Historians will probably debate the consequences of the 2000 Presidential election forever. But one legacy of that contest is already apparent: Lawyers have become a far more important part of the campaign process. This year, both Democrats and Republicans have retained hundreds of attorneys across the country. They are already fighting in swing states over the rules on voter registration, poll identification, and provisional voting — and will be ready to race into court on Nov. 2 should there be any electoral irregularities.

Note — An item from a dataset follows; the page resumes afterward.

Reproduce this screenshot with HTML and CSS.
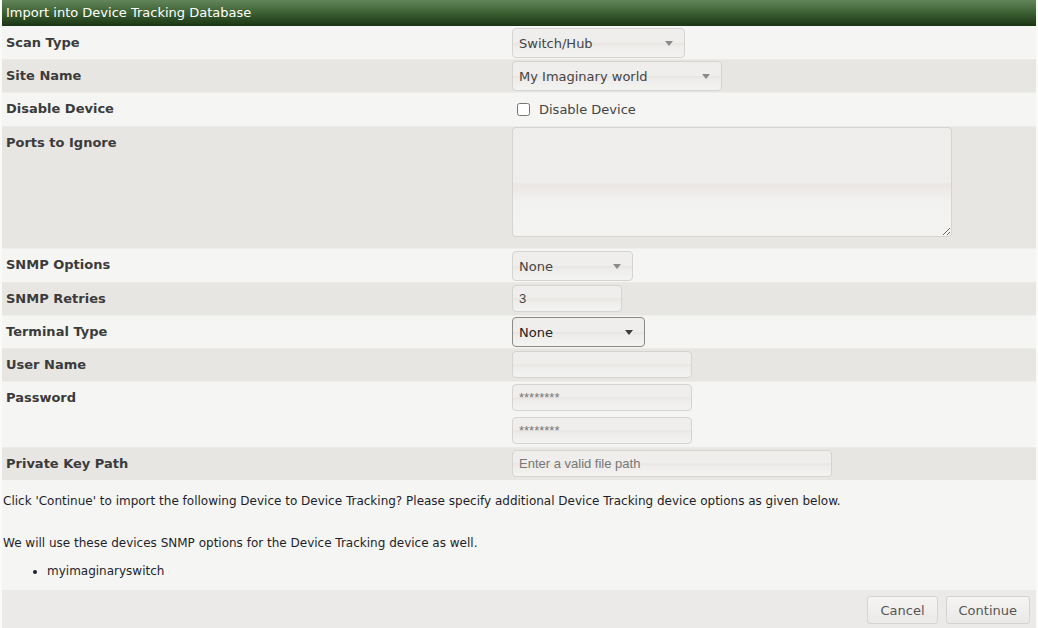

This year’s legal brinksmanship is driven in large part by the closeness of the race and ambiguities in federal election reforms passed in the wake of the 2000 mess. But that doesn’t necessarily mean that it’s a one-time event. Sadly, there’s reason to believe that a permanent change is instead taking place in American politics. Lawyers will no longer be merely marginal players who counsel candidates on arcane campaign finance laws, but key strategic advisers who try to change the rules of the electoral battlefield to favor their clients.
The inescapable truth is that candidates who are aggressively willing to litigate every phase of the voting process — from absentee balloting before election day to the recounts afterwards — can gain a clear edge over opponents. Political law experts interviewed by BusinessWeek estimated this advantage to be as high as one full percentage point. While that’s not enough to lock up most races, it will tilt a lot more of them than you’d guess.
As a result, the legal genie has escaped the bottle. There will be much more pressure, in tight races, for politicians at all levels of government to exploit the tactical advantages that can be supplied by aggressive lawyers. In the wake of the Florida recount battle, “it is sort of accepted that people will bring a lawsuit after a close election,” says Kenneth A. Gross, a political law partner at Skadden, Arps, Slate, Meagher & Flom LLP. “In the past, it was sort of taboo, like you were a sore loser.”
The lawyering of American elections could bring vast changes to the political process — just as the arrival of increased litigation permanently changed the health-care system and the workplace. Despite recent reforms, American elections still have an overall error rate of about 1% to 2%, according to Samuel Issacharoff, a specialist in campaign law at Columbia Law School. So if armies of attorneys start scrutinizing close races in search of problems, they’ll find them.